Ravensburg sz Keine Spur von Demut: Anders als in den USA will VW in Deutschland nicht gegen geltendes Recht verstoßen haben. Noch im Juni hatte das ganz anders geklungen. Damals hatte VW-Chef Matthias Müller noch betont, wie sehr es ihn schmerze, „dass bei uns mit den Software-Manipulationen an Dieselmotoren Regeln gebrochen und ethische Grenzen überschritten wurde." Vor dem Landgericht Paderborn klingt das jetzt ganz anders. Automobilexperten vermuten dahinter einen juristischen Trick, um Entschädigungen bei deutschen VW-Kunden aus dem Weg zu gehen.

Es ist ein bisschen wie David gegen Goliath: In Paderborn klagt der Besitzer eines von den Manipulationen betroffenen VW gegen den Konzern. Der Mann fordert Schadenersatz, weil sein Tiguan 2.0 TDI durch den Skandal an Wert verlohren habe. Im Rahmen dieses Verfahrens äußerten sich auch die Anwälte von VW.

Anders als in den USA habe der Konzern in Europa gar nicht manipuliert, berichten verschiedene Medien. Auf Nachfrage bekräftigte der Konzern noch, die in den betroffenen Fahrzeugen eingebaute Software stelle „keine unzulässige Abschalteinrichtung nach europäischem Recht dar." Anders als in den USA gebe es also in Europa gar keine Gesetzesverstöße und damit eigentlich auch keinen VW-Abgasskandal. Die neuen Äußerungen sind nicht weniger als eine 180-Grad-Wende. Automobil-Experten, wie der Duisburger Professor Ferdinand Dudenhöffer, vermuten hinter der neuen Strategie einen juristischen Trick: „VW bleibt bei der Einstellung, in Europa um Schadenersatz herumkommen zu wollen." Mit der neuen Strategie, keine Schuld zuzugeben, sei VW deshalb gut beraten, so Dudenhöffer.

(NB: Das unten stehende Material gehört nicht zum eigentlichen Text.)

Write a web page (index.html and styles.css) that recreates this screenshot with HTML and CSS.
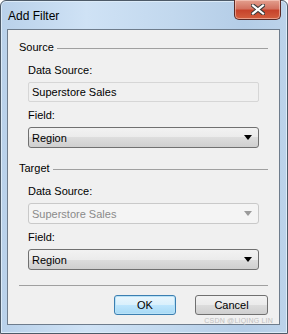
FILE: index.html
```html
<!DOCTYPE html>
<html lang="en">
<head>
  <meta charset="UTF-8" />
  <title>Add Filter</title>
  <link rel="stylesheet" href="styles.css">
</head>
<body>
  <div class="window">
    <div class="titlebar">
      <span class="title">Add Filter</span>
      <button class="close-btn" title="Close">
        <svg width="14" height="11" viewBox="0 0 14 11">
          <path d="M2 1.5 L12 9.5 M12 1.5 L2 9.5" stroke="#3a3a3a" stroke-width="4.2" stroke-linecap="square"/>
          <path d="M2 1.5 L12 9.5 M12 1.5 L2 9.5" stroke="#ffffff" stroke-width="2.2" stroke-linecap="square"/>
        </svg>
      </button>
    </div>

    <div class="client">
      <!-- Source -->
      <div class="group-head">
        <span>Source</span>
        <span class="group-line"></span>
      </div>
      <div class="fields">
        <label class="lbl first">Data Source:</label>
        <div class="textbox">Superstore Sales</div>
        <label class="lbl">Field:</label>
        <div class="combo"><span>Region</span><span class="arrow"></span></div>
      </div>

      <!-- Target -->
      <div class="group-head target">
        <span>Target</span>
        <span class="group-line"></span>
      </div>
      <div class="fields">
        <label class="lbl first">Data Source:</label>
        <div class="combo disabled"><span>Superstore Sales</span><span class="arrow"></span></div>
        <label class="lbl">Field:</label>
        <div class="combo"><span>Region</span><span class="arrow"></span></div>
      </div>

      <div class="separator"></div>

      <div class="buttons">
        <button class="btn default">OK</button>
        <button class="btn">Cancel</button>
      </div>
      <div class="watermark">CSDN @LIQING LIN</div>
    </div>
  </div>
</body>
</html>
```

FILE: styles.css
```css
body {
  margin: 0;
  font-family: "Liberation Sans", Arial, sans-serif;
  font-size: 11px;
  color: #000;
  background: #fff;
}

.window {
  width: 288px;
  height: 334px;
  box-sizing: border-box;
  border: 1px solid #4d5a68;
  border-radius: 6px 6px 0 0;
  background: linear-gradient(to right, #b9d1ea 0%, #cfe2f5 30%, #c2d8ee 60%, #b4cde7 85%, #bcd3ea 100%);
  display: flex;
  flex-direction: column;
  box-shadow: inset 0 0 0 1px #dcebf8;
}

.titlebar {
  height: 28px;
  display: flex;
  align-items: flex-start;
  padding-left: 7px;
}

.title {
  font-size: 12px;
  margin-top: 8px;
  color: #000;
}

.close-btn {
  margin-left: auto;
  margin-right: 6px;
  margin-top: -1px;
  width: 47px;
  height: 20px;
  border: 1px solid #5b2a26;
  border-top: none;
  border-radius: 0 0 5px 5px;
  background: linear-gradient(to bottom, #e3a08f 0%, #d37361 45%, #c7432b 55%, #d35f3e 100%);
  box-shadow: inset 0 0 0 1px rgba(255, 220, 210, 0.5);
  display: flex;
  align-items: center;
  justify-content: center;
  padding: 0;
}

.client {
  margin: 0 7px 8px 6px;
  flex: 1;
  border: 1px solid #6e7c8c;
  background: #f0f0f0;
  display: flex;
  flex-direction: column;
  padding: 0 11px 0 11px;
}

.group-head {
  display: flex;
  align-items: center;
  margin-top: 10px;
  height: 15px;
  line-height: 15px;
}

.group-head.target {
  margin-top: 13px;
}

.group-line {
  flex: 1;
  height: 1px;
  background: #a0a0a0;
  margin-left: 3px;
  margin-top: 1px;
}

.fields {
  display: flex;
  flex-direction: column;
  padding: 0 9px 0 9px;
}

.lbl {
  line-height: 15px;
  margin-top: 6px;
  margin-bottom: 4px;
}

.lbl.first {
  margin-top: 8px;
}

.textbox {
  height: 18px;
  line-height: 18px;
  border: 1px solid #d6d6d6;
  border-radius: 2px;
  background: #f0f0f0;
  padding-left: 3px;
}

.combo {
  height: 19px;
  border: 1px solid #707070;
  border-radius: 3px;
  background: linear-gradient(to bottom, #f2f2f2 0%, #ebebeb 50%, #dddddd 50%, #cfcfcf 100%);
  display: flex;
  align-items: center;
  justify-content: space-between;
  padding: 0 6px 0 3px;
}

.combo.disabled {
  border-color: #c9c9c9;
  background: #f4f4f4;
  color: #8a8a8a;
}

.arrow {
  width: 0;
  height: 0;
  border-left: 4px solid transparent;
  border-right: 4px solid transparent;
  border-top: 5px solid #000;
}

.combo.disabled .arrow {
  border-top-color: #9a9a9a;
}

.separator {
  height: 1px;
  background: #a0a0a0;
  margin-top: 15px;
}

.buttons {
  display: flex;
  justify-content: flex-end;
  gap: 19px;
  margin-top: 9px;
}

.btn {
  width: 62px;
  height: 20px;
  font-family: "Liberation Sans", Arial, sans-serif;
  font-size: 11px;
  border: 1px solid #707070;
  border-radius: 3px;
  background: linear-gradient(to bottom, #f2f2f2 0%, #ebebeb 50%, #dddddd 50%, #cfcfcf 100%);
  padding: 0;
}

.btn + .btn {
  width: 73px;
}

.btn.default {
  border-color: #3c7fb1;
  background: linear-gradient(to bottom, #eaf6fd 0%, #d9f0fc 50%, #bee6fd 50%, #a7d9f5 100%);
  box-shadow: inset 0 0 0 1px #b9e2f7;
}

.watermark {
  align-self: flex-end;
  font-size: 7px;
  color: #c0c0c0;
  margin-top: 2px;
  margin-right: -5px;
  letter-spacing: 0.2px;
}
```
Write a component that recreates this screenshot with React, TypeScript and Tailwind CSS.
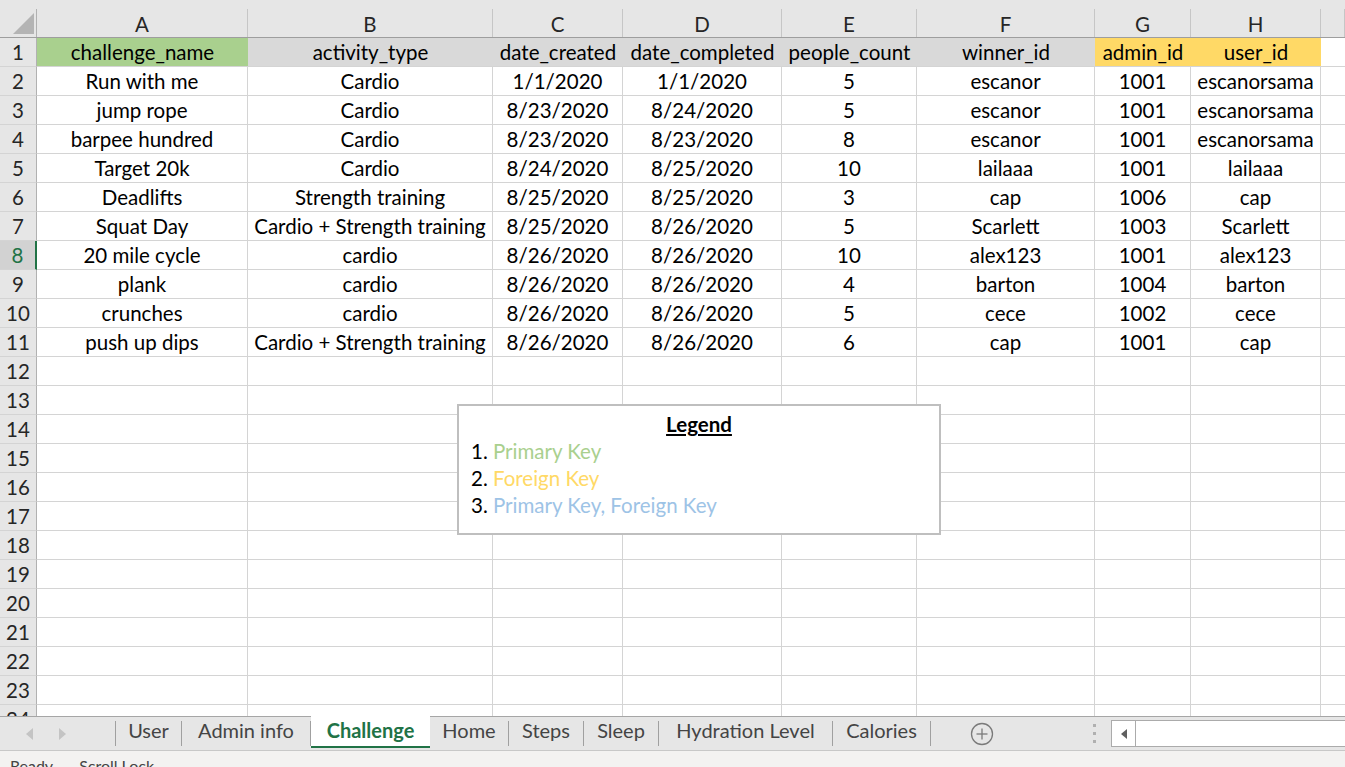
import React from 'react';

const colLetters = ['A', 'B', 'C', 'D', 'E', 'F', 'G', 'H', ''];

const headerRow = [
	{ text: 'challenge_name', bg: 'bg-[#a9d08e]' },
	{ text: 'activity_type', bg: 'bg-[#d9d9d9]' },
	{ text: 'date_created', bg: 'bg-[#d9d9d9]' },
	{ text: 'date_completed', bg: 'bg-[#d9d9d9]' },
	{ text: 'people_count', bg: 'bg-[#d9d9d9]' },
	{ text: 'winner_id', bg: 'bg-[#d9d9d9]' },
	{ text: 'admin_id', bg: 'bg-[#ffd966]' },
	{ text: 'user_id', bg: 'bg-[#ffd966]' },
];

const data = [
	['Run with me', 'Cardio', '1/1/2020', '1/1/2020', '5', 'escanor', '1001', 'escanorsama'],
	['jump rope', 'Cardio', '8/23/2020', '8/24/2020', '5', 'escanor', '1001', 'escanorsama'],
	['barpee hundred', 'Cardio', '8/23/2020', '8/23/2020', '8', 'escanor', '1001', 'escanorsama'],
	['Target 20k', 'Cardio', '8/24/2020', '8/25/2020', '10', 'lailaaa', '1001', 'lailaaa'],
	['Deadlifts', 'Strength training', '8/25/2020', '8/25/2020', '3', 'cap', '1006', 'cap'],
	['Squat Day', 'Cardio + Strength training', '8/25/2020', '8/26/2020', '5', 'Scarlett', '1003', 'Scarlett'],
	['20 mile cycle', 'cardio', '8/26/2020', '8/26/2020', '10', 'alex123', '1001', 'alex123'],
	['plank', 'cardio', '8/26/2020', '8/26/2020', '4', 'barton', '1004', 'barton'],
	['crunches', 'cardio', '8/26/2020', '8/26/2020', '5', 'cece', '1002', 'cece'],
	['push up dips', 'Cardio + Strength training', '8/26/2020', '8/26/2020', '6', 'cap', '1001', 'cap'],
];

const tabs = [
	{ name: 'User', w: 'w-[66px]' },
	{ name: 'Admin info', w: 'w-[129px]' },
	{ name: 'Challenge', w: 'w-[119px]', active: true },
	{ name: 'Home', w: 'w-[79px]' },
	{ name: 'Steps', w: 'w-[75px]' },
	{ name: 'Sleep', w: 'w-[75px]' },
	{ name: 'Hydration Level', w: 'w-[174px]' },
	{ name: 'Calories', w: 'w-[98px]' },
];

const gridCols = 'grid grid-cols-[37px_211px_245px_130px_159px_135px_178px_96px_130px_1fr]';

export default function App() {
	const emptyRows = Array.from({ length: 13 }, (_, i) => i + 12);

	return (
		<div className="w-[1345px] h-[767px] overflow-hidden bg-white flex flex-col font-['Lato','Noto_Sans',sans-serif] text-[20.5px] text-black">
			{/* column headers */}
			<div className="h-[38px] bg-[#e6e6e6] pt-[9px] border-b border-[#9e9e9e] shrink-0">
				<div className={`${gridCols} h-[28px]`}>
					<div className="relative border-r border-[#b1b1b1]">
						<svg className="absolute left-[13px] top-[4px]" width="21" height="21" viewBox="0 0 21 21">
							<polygon points="21,0 21,21 0,21" fill="#b4b4b4" />
						</svg>
					</div>
					{colLetters.map((c, i) => (
						<div key={i} className="flex items-center justify-center border-r border-[#c6c6c6] text-[#262626] leading-none pt-[2px]">
							{c}
						</div>
					))}
				</div>
			</div>

			{/* sheet body */}
			<div className="relative h-[678px] shrink-0 overflow-hidden">
				<div className={gridCols}>
					<RowHeader n={1} />
					{headerRow.map((h, i) => (
						<div key={i} className={`h-[29px] flex items-center justify-center border-b border-[#d4d4d4] ${h.bg}`}>
							{h.text}
						</div>
					))}
					<div className="h-[29px] border-b border-[#d4d4d4]" />

					{data.map((row, r) => (
						<React.Fragment key={r}>
							<RowHeader n={r + 2} selected={r + 2 === 8} />
							{row.map((v, c) => (
								<Cell key={c}>{v}</Cell>
							))}
							<Cell last />
						</React.Fragment>
					))}

					{emptyRows.map((n) => (
						<React.Fragment key={n}>
							<RowHeader n={n} />
							{Array.from({ length: 8 }, (_, c) => (
								<Cell key={c} />
							))}
							<Cell last />
						</React.Fragment>
					))}
				</div>

				{/* legend text box */}
				<div className="absolute left-[457px] top-[366px] w-[484px] h-[131px] bg-white border-2 border-[#bfbfbf] pl-[12px] pt-[5px]">
					<div className="text-center font-bold underline leading-[27px] pr-[12px]">Legend</div>
					<div className="leading-[27px]">
						1. <span className="text-[#a9d08e]">Primary Key</span>
					</div>
					<div className="leading-[27px]">
						2. <span className="text-[#ffd966]">Foreign Key</span>
					</div>
					<div className="leading-[27px]">
						3. <span className="text-[#9dc3e6]">Primary Key, Foreign Key</span>
					</div>
				</div>
			</div>

			{/* sheet tabs */}
			<div className="h-[35px] shrink-0 bg-[#e6e6e6] border-t border-[#a6a6a6] border-b border-b-[#c8c8c8] flex items-stretch text-[#444444] text-[20px]">
				<div className="w-[116px] flex items-center pl-[26px] gap-[24px] border-r border-[#a0a0a0] my-[4px]">
					<svg width="8" height="12" viewBox="0 0 8 12">
						<polygon points="7,0 7,12 0,6" fill="#c4c4c4" />
					</svg>
					<svg width="8" height="12" viewBox="0 0 8 12">
						<polygon points="1,0 1,12 8,6" fill="#c4c4c4" />
					</svg>
				</div>
				{tabs.map((t) =>
					t.active ? (
						<div
							key={t.name}
							className={`${t.w} -mt-[1px] mb-[2px] pb-[2px] bg-white border-b-2 border-[#217346] flex items-center justify-center font-bold text-[#217346]`}
						>
							{t.name}
						</div>
					) : (
						<div key={t.name} className={`${t.w} my-[4px] pb-[8px] flex items-center justify-center border-r border-[#a0a0a0]`}>
							{t.name}
						</div>
					),
				)}
				<div className="w-[100px] flex items-center justify-center pl-[2px]">
					<svg width="24" height="24" viewBox="0 0 24 24" fill="none" stroke="#7a7a7a" strokeWidth="1.3">
						<circle cx="12" cy="12" r="10.5" />
						<line x1="12" y1="6.5" x2="12" y2="17.5" />
						<line x1="6.5" y1="12" x2="17.5" y2="12" />
					</svg>
				</div>
				<div className="flex-1 flex items-center justify-end pr-[15px]">
					<div className="flex flex-col gap-[5px]">
						<div className="w-[3px] h-[3px] bg-[#b0b0b0]" />
						<div className="w-[3px] h-[3px] bg-[#b0b0b0]" />
						<div className="w-[3px] h-[3px] bg-[#b0b0b0]" />
					</div>
				</div>
				<div className="w-[234px] my-[3px] bg-white border border-[#ababab] border-r-0 flex">
					<div className="w-[24px] border-r border-[#ababab] flex items-center justify-center">
						<svg width="6" height="10" viewBox="0 0 6 10">
							<polygon points="6,0 6,10 0,5" fill="#606060" />
						</svg>
					</div>
				</div>
			</div>

			{/* status bar */}
			<div className="flex-1 bg-[#f3f2f1] overflow-hidden flex gap-[26px] pl-[10px] text-[16px] text-[#444444] leading-none pt-[7px]">
				<span>Ready</span>
				<span>Scroll Lock</span>
			</div>
		</div>
	);
}

function RowHeader({ n, selected }: { n: number; selected?: boolean }) {
	return (
		<div
			className={`h-[29px] flex items-center justify-center border-b border-[#d4d4d4] ${
				selected
					? 'bg-[#d2d2d2] text-[#217346] border-r-2 border-r-[#217346]'
					: 'bg-[#e6e6e6] text-[#262626] border-r border-r-[#b1b1b1]'
			}`}
		>
			{n}
		</div>
	);
}

function Cell({ children, last }: { children?: React.ReactNode; last?: boolean }) {
	return (
		<div
			className={`h-[29px] flex items-center justify-center whitespace-nowrap border-b border-[#d4d4d4] ${
				last ? '' : 'border-r'
			}`}
		>
			{children}
		</div>
	);
}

Sein Kollege Stefan Bratzel, Professor für Automobilwirtschaft an der Fachhochschule der Wirtschaft in Bergisch Gladbach sieht das ähnlich: „VW wehrt sich mit Händen und Füßen gegen Entschädigungen in Europa. Argumentativ ist das Rechtssystem bei uns eben anders als in den USA." Trotzdem bleibe die Frage, ob VW mit seiner neuen Strategie, vor Gericht keine Schuld einzugestehen, durchkomme. „Schließlich haben sie ihre Schuld ja schon einmal zugegeben", meint Bratzel.

Einig sind sich die beiden Experten darüber, was die neuen Aussagen für die betroffenen VW-Kunden in Deutschland bedeuteten: Nämlich nichts. „Die Kunden waren und sind gut beraten, nicht zu klagen", sagt Dudenhöffer. „Das kostet nur einen Haufen Zeit und Geld. Die Aussichten vor Gericht Recht zu bekommen waren sehr gering und sind in Zukunft erst Recht gering", so Dudenhöffer.

Überhaupt liege das eigentliche Problem gar nicht bei VW selbst, denn auch andere Autobauer würden mit ähnlichen Mitten betrügen. „Das Problem sind die Politiker. Industriepolitik ist in Deutschland wichtiger als Umweltpolitik oder Verbraucherschutz", sagt Dudenhöffer.

Während VW sich bei Gerichtsverfahren in den USA bereits dazu bereit erklärt hat, gut 13 Milliarden Euro an betroffene Autobesitzer zu zahlen, gehen europäische VW-Kunden also wahrscheinlich weiter leer aus.

8,5 Millionen Autos betroffen

In Deutschland bietet der Konzern lediglich an, betroffene Autos umzurüsten. Erst am Freitag erhielten Europas größter Autobauer die Freigabe für weitere 2,6 Millionen Fahrzeuge vom zuständigen Kraftfahrt-Bundesamt (KBA). Konkret geht es um die Diesel-Motoren mit 1,6-Liter Hubraum aus der Baureihe EA 189.

Die Umrüstung sei jedoch keineswegs ein Schuldeingeständnis, so der Konzern. VW wolle lediglich im „besonderen Interesse der Kunden" mit den Behörden zusammenarbeiten. Insgesamt sind in Europa rund 8,5 Millionen Autos mit der Software zum Austricksen von Schadstoffmessungen auf dem Prüfstand betroffen.